§ Data block:
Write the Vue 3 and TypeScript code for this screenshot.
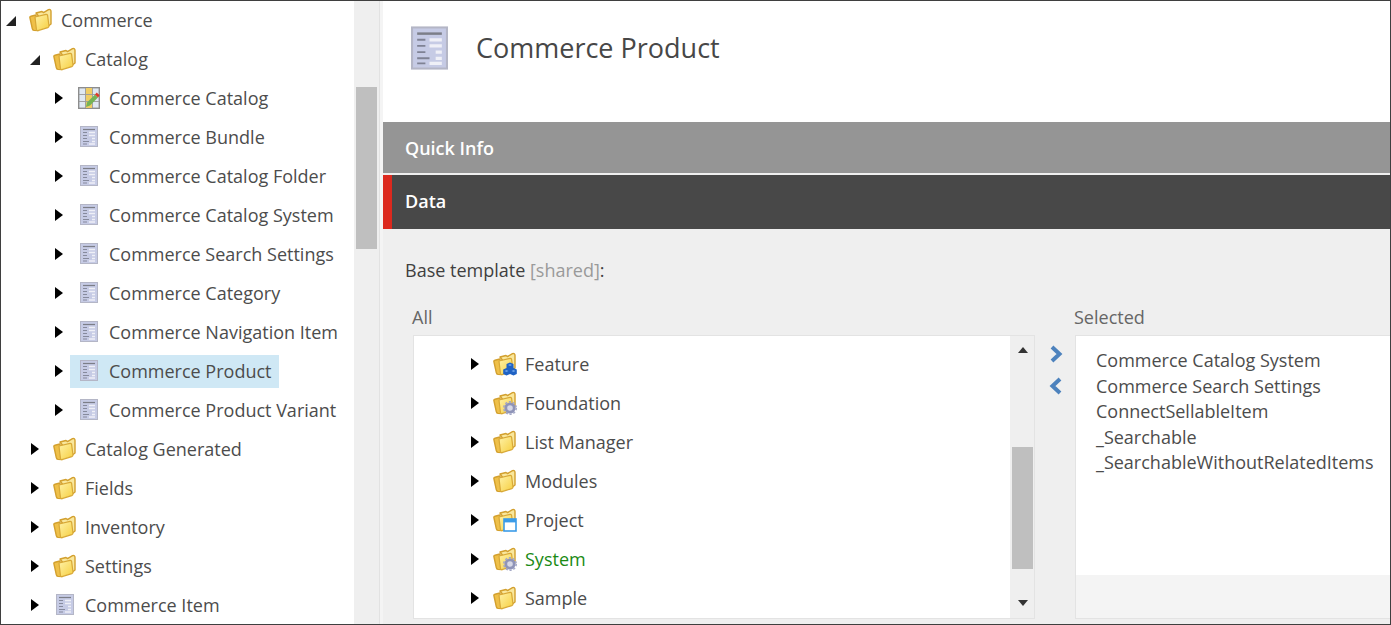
<script setup lang="ts">
type IconKind = 'folder' | 'template' | 'catalog' | 'feature' | 'gear' | 'project'

interface TreeRow {
  label: string
  depth: number
  icon: IconKind
  open?: boolean
  selected?: boolean
  green?: boolean
}

const treeRows: TreeRow[] = [
  { label: 'Commerce', depth: 0, icon: 'folder', open: true },
  { label: 'Catalog', depth: 1, icon: 'folder', open: true },
  { label: 'Commerce Catalog', depth: 2, icon: 'catalog' },
  { label: 'Commerce Bundle', depth: 2, icon: 'template' },
  { label: 'Commerce Catalog Folder', depth: 2, icon: 'template' },
  { label: 'Commerce Catalog System', depth: 2, icon: 'template' },
  { label: 'Commerce Search Settings', depth: 2, icon: 'template' },
  { label: 'Commerce Category', depth: 2, icon: 'template' },
  { label: 'Commerce Navigation Item', depth: 2, icon: 'template' },
  { label: 'Commerce Product', depth: 2, icon: 'template', selected: true },
  { label: 'Commerce Product Variant', depth: 2, icon: 'template' },
  { label: 'Catalog Generated', depth: 1, icon: 'folder' },
  { label: 'Fields', depth: 1, icon: 'folder' },
  { label: 'Inventory', depth: 1, icon: 'folder' },
  { label: 'Settings', depth: 1, icon: 'folder' },
  { label: 'Commerce Item', depth: 1, icon: 'template' },
]

const allRows: TreeRow[] = [
  { label: 'Feature', depth: 0, icon: 'feature' },
  { label: 'Foundation', depth: 0, icon: 'gear' },
  { label: 'List Manager', depth: 0, icon: 'folder' },
  { label: 'Modules', depth: 0, icon: 'folder' },
  { label: 'Project', depth: 0, icon: 'project' },
  { label: 'System', depth: 0, icon: 'gear', green: true },
  { label: 'Sample', depth: 0, icon: 'folder' },
]

const selectedItems = [
  'Commerce Catalog System',
  'Commerce Search Settings',
  'ConnectSellableItem',
  '_Searchable',
  '_SearchableWithoutRelatedItems',
]
</script>

<template>
  <svg class="defs" width="0" height="0" aria-hidden="true">
    <defs>
      <linearGradient id="fold" x1="0" y1="0" x2="1" y2="1">
        <stop offset="0" stop-color="#fff2a8" />
        <stop offset="1" stop-color="#f6cf40" />
      </linearGradient>
      <symbol id="i-folder" viewBox="0 0 24 24">
        <path d="M8 5 L14 3.5 L15.5 4.6 L20.5 1.6 Q23 1 23 3.5 L23 16 L19 19 Z" fill="#f9e79c" stroke="#d3a02e" stroke-width="1.4" stroke-linejoin="round" />
        <path d="M2 10 Q1.4 8.6 3 8.2 L8 7 L10 22.6 L6 22.4 Q4.6 22.2 4.3 20.6 Z" fill="#efc049" stroke="#d3a02e" stroke-width="1.4" stroke-linejoin="round" />
        <path d="M7 9 L18 6.4 Q19.3 6.3 19.6 7.4 L21 18 Q21 19.2 19.8 19.6 L10 22.6 Q8.6 22.8 8.4 21.4 Z" fill="url(#fold)" stroke="#d8a836" stroke-width="1.2" stroke-linejoin="round" />
      </symbol>
      <symbol id="i-template" viewBox="0 0 18 21">
        <rect x="0.5" y="0.5" width="17" height="20" fill="#c6cbe5" stroke="#b4b6c6" />
        <path d="M3 3.5h12" stroke="#7c7e88" stroke-width="1.2" />
        <path d="M3 6.5h4M3 9.5h4M3 12.5h4M3 15.5h6M3 18h4" stroke="#7f8294" stroke-width="0.9" />
        <path d="M9 6.5h6M9 9.5h6M12 12.5h3M12 15.5h3M9 18h6" stroke="#eff0f7" stroke-width="1.6" />
      </symbol>
      <symbol id="i-catalog" viewBox="0 0 22 22">
        <rect x="0.7" y="0.7" width="20.6" height="20.6" fill="#dfe8f2" stroke="#8d8d8d" stroke-width="1.4" />
        <rect x="7.5" y="1" width="6.5" height="20" fill="#f0cd63" />
        <path d="M1 7.5h20M1 14.5h20M7.5 1v20M14.5 1v20" stroke="#9a9a9a" stroke-width="0.9" />
        <path d="M8 20 L9 15.5 L17 7.5 L20 10.5 L12 18.5 Z" fill="#74b356" />
        <path d="M17 7.5 L18.8 5.5 L21.6 8.5 L20 10.5 Z" fill="#dc3b2a" />
      </symbol>
    </defs>
  </svg>

  <div class="screen">
    <aside class="tree">
      <div v-for="row in treeRows" :key="row.label" class="row" :class="'depth-' + row.depth">
        <span class="toggle" :class="{ open: row.open }"></span>
        <span class="node" :class="{ selected: row.selected }">
          <span class="icon-slot">
            <svg v-if="row.icon === 'folder'" class="ic-folder"><use href="#i-folder" /></svg>
            <svg v-else-if="row.icon === 'template'" class="ic-template"><use href="#i-template" /></svg>
            <svg v-else class="ic-catalog"><use href="#i-catalog" /></svg>
          </span>
          <span class="label">{{ row.label }}</span>
        </span>
      </div>
    </aside>

    <div class="tree-scroll"><div class="tree-thumb"></div></div>
    <div class="splitter"></div>

    <main class="panel">
      <header class="head">
        <svg class="head-icon"><use href="#i-template" /></svg>
        <h1>Commerce Product</h1>
      </header>

      <div class="section quick">Quick Info</div>
      <div class="section data">Data</div>

      <div class="body">
        <div class="field-title">Base template <span class="shared">[shared]</span>:</div>

        <div class="columns">
          <div class="col-all">
            <div class="col-label">All</div>
            <div class="box">
              <div class="box-list">
                <div v-for="row in allRows" :key="row.label" class="row">
                  <span class="toggle"></span>
                  <span class="node">
                    <span class="icon-slot">
                      <svg class="ic-folder"><use href="#i-folder" /></svg>
                      <svg v-if="row.icon === 'feature'" class="badge" viewBox="0 0 14 14">
                        <path d="M7 0.5 L10.5 2 V6 L13.8 7.6 V12 L10.5 13.6 L7 12 L3.5 13.6 L0.2 12 V7.6 L3.5 6 V2 Z" fill="#1f62c4" />
                        <path d="M7 2 L9 3 L7 4 L5 3 Z M3.5 8 L5.5 9 L3.5 10 L1.5 9 Z M10.5 8 L12.5 9 L10.5 10 L8.5 9 Z" fill="#6ea4ea" />
                      </svg>
                      <svg v-else-if="row.icon === 'gear'" class="badge" viewBox="0 0 14 14">
                        <circle cx="7" cy="7" r="4.2" fill="#d6d8e6" stroke="#8f94b8" stroke-width="2.8" />
                        <circle cx="7" cy="7" r="6.2" fill="none" stroke="#a4a8c6" stroke-width="1.6" stroke-dasharray="2.2 1.7" />
                      </svg>
                      <svg v-else-if="row.icon === 'project'" class="badge" viewBox="0 0 14 14">
                        <rect x="1" y="1" width="12" height="12" fill="#fff" stroke="#3b9be8" stroke-width="1.6" />
                        <rect x="1" y="1" width="12" height="3.4" fill="#3b9be8" />
                      </svg>
                    </span>
                    <span class="label" :class="{ green: row.green }">{{ row.label }}</span>
                  </span>
                </div>
              </div>
              <div class="box-scroll">
                <span class="arrow up"></span>
                <div class="box-thumb"></div>
                <span class="arrow down"></span>
              </div>
            </div>
          </div>

          <div class="shuttle">
            <svg viewBox="0 0 14 18"><path d="M3 2 L10.5 9 L3 16" fill="none" stroke="#4d82bd" stroke-width="4" /></svg>
            <svg viewBox="0 0 14 18"><path d="M11 2 L3.5 9 L11 16" fill="none" stroke="#4d82bd" stroke-width="4" /></svg>
          </div>

          <div class="col-selected">
            <div class="col-label sel">Selected</div>
            <div class="sel-box">
              <div class="sel-list">
                <div v-for="item in selectedItems" :key="item">{{ item }}</div>
              </div>
            </div>
          </div>
        </div>
      </div>
    </main>
  </div>
</template>

<style>
html,
body {
  margin: 0;
  overflow: hidden;
}
</style>

<style scoped>
.defs {
  position: absolute;
}

.screen {
  box-sizing: border-box;
  width: 1391px;
  height: 625px;
  display: flex;
  border: 1px solid #3f3f3f;
  overflow: hidden;
  background: #fff;
  font-family: "Open Sans", "Noto Sans", sans-serif;
  font-size: 18px;
  color: #4c4c4c;
}

.tree {
  width: 353px;
  flex: none;
  overflow: hidden;
}

.row {
  height: 39px;
  display: flex;
  align-items: center;
  white-space: nowrap;
}

.depth-0 { padding-left: 5px; }
.depth-1 { padding-left: 29px; }
.depth-2 { padding-left: 53px; }

.toggle {
  flex: none;
  width: 0;
  height: 0;
  margin: 0 7px 2px 1px;
  border-style: solid;
  border-width: 6.5px 0 6.5px 8px;
  border-color: transparent transparent transparent #000;
}

.toggle.open {
  width: 0;
  border-width: 0 0 10px 10px;
  border-color: transparent transparent #222 transparent;
  margin: 0 6px 0 0;
}

.node {
  display: flex;
  align-items: center;
  height: 33px;
  padding: 0 8px;
}

.node.selected {
  background: #cfe8f5;
}

.icon-slot {
  position: relative;
  display: flex;
  align-items: center;
  justify-content: center;
  width: 23px;
  height: 24px;
  margin: 0 8px 2px 0;
}

.label {
  margin-bottom: 2px;
}

.ic-folder {
  width: 24px;
  height: 24px;
  flex: none;
  margin-right: 4px;
}

.ic-template {
  width: 18px;
  height: 21px;
  flex: none;
  margin-right: 2px;
}

.ic-catalog {
  width: 22px;
  height: 22px;
  flex: none;
  margin-right: 2px;
}

.badge {
  position: absolute;
  right: 0;
  bottom: 0;
  width: 14px;
  height: 14px;
}

.label.green {
  color: #1a8a14;
}

.tree-scroll {
  width: 25px;
  flex: none;
  box-sizing: border-box;
  padding: 86px 2px 0;
  background: #efefef;
}

.tree-thumb {
  height: 162px;
  background: #bfbfbf;
}

.splitter {
  width: 4px;
  flex: none;
  background: #f4f4f4;
  border-left: 1px solid #e2e2e2;
  box-sizing: border-box;
}

.panel {
  flex: 1;
  min-width: 0;
  display: flex;
  flex-direction: column;
  background: #efefef;
}

.head {
  height: 121px;
  flex: none;
  display: flex;
  align-items: flex-start;
  background: #fff;
  padding: 24px 0 0 28px;
  box-sizing: border-box;
}

.head-icon {
  width: 37px;
  height: 46px;
  flex: none;
}

.head h1 {
  margin: 3px 0 0 28px;
  font-size: 27px;
  line-height: 39px;
  font-weight: 400;
  color: #474747;
}

.section {
  flex: none;
  color: #fff;
  font-weight: 600;
  font-size: 18px;
  display: flex;
  align-items: center;
  box-sizing: border-box;
}

.quick {
  height: 51px;
  padding-left: 22px;
  background: #959595;
}

.data {
  height: 54px;
  margin-top: 2px;
  padding: 0 0 2px 13px;
  background: #484848;
  border-left: 9px solid #dc291e;
}

.body {
  flex: 1;
  min-height: 0;
  padding: 25px 0 0 22px;
}

.field-title {
  line-height: 32px;
  color: #3f3f3f;
}

.shared {
  color: #9a9a9a;
}

.columns {
  display: flex;
  margin-top: 15px;
}

.col-label {
  margin-left: 7px;
  height: 34px;
  line-height: 32px;
  color: #666;
}

.col-label.sel {
  margin-left: -1px;
}

.box {
  margin-left: 8px;
  width: 622px;
  height: 284px;
  box-sizing: border-box;
  display: flex;
  background: #fff;
  border: 1px solid #e3e3e3;
  overflow: hidden;
}

.box-list {
  flex: 1;
  padding: 9px 0 0 56px;
}

.box-scroll {
  width: 24px;
  flex: none;
  box-sizing: border-box;
  background: #efefef;
  padding: 0 1px 0 2px;
  display: flex;
  flex-direction: column;
  align-items: center;
}

.box-thumb {
  width: 100%;
  height: 122px;
  margin-top: 94px;
  background: #bfbfbf;
}

.arrow {
  width: 0;
  height: 0;
  border-style: solid;
  border-color: transparent;
}

.arrow.up {
  margin-top: 11px;
  border-width: 0 5.5px 6px;
  border-bottom-color: #333;
}

.arrow.down {
  margin-top: 31px;
  border-width: 6px 5.5px 0;
  border-top-color: #333;
}

.shuttle {
  width: 40px;
  flex: none;
  padding-top: 44px;
  display: flex;
  flex-direction: column;
  align-items: center;
  gap: 14px;
}

.shuttle svg {
  width: 14px;
  height: 18px;
  margin-left: 2px;
}

.col-selected {
  flex: 1;
  min-width: 0;
}

.sel-box {
  height: 284px;
  box-sizing: border-box;
  background: #f4f4f4;
  border: 1px solid #e3e3e3;
  border-right: none;
  overflow: hidden;
}

.sel-list {
  height: 239px;
  box-sizing: border-box;
  background: #fff;
  padding: 12px 0 0 20px;
  line-height: 25.5px;
  white-space: nowrap;
}
</style>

§ To do: Restate the data word for word from its first line through the line with "type IconKind = 'folder'", leaving out any picture along the way.

§ Result below:
Write the Vue 3 and TypeScript code for this screenshot.
<script setup lang="ts">
type IconKind = 'folder' | 'template' | 'catalog' | 'feature' | 'gear' | 'project'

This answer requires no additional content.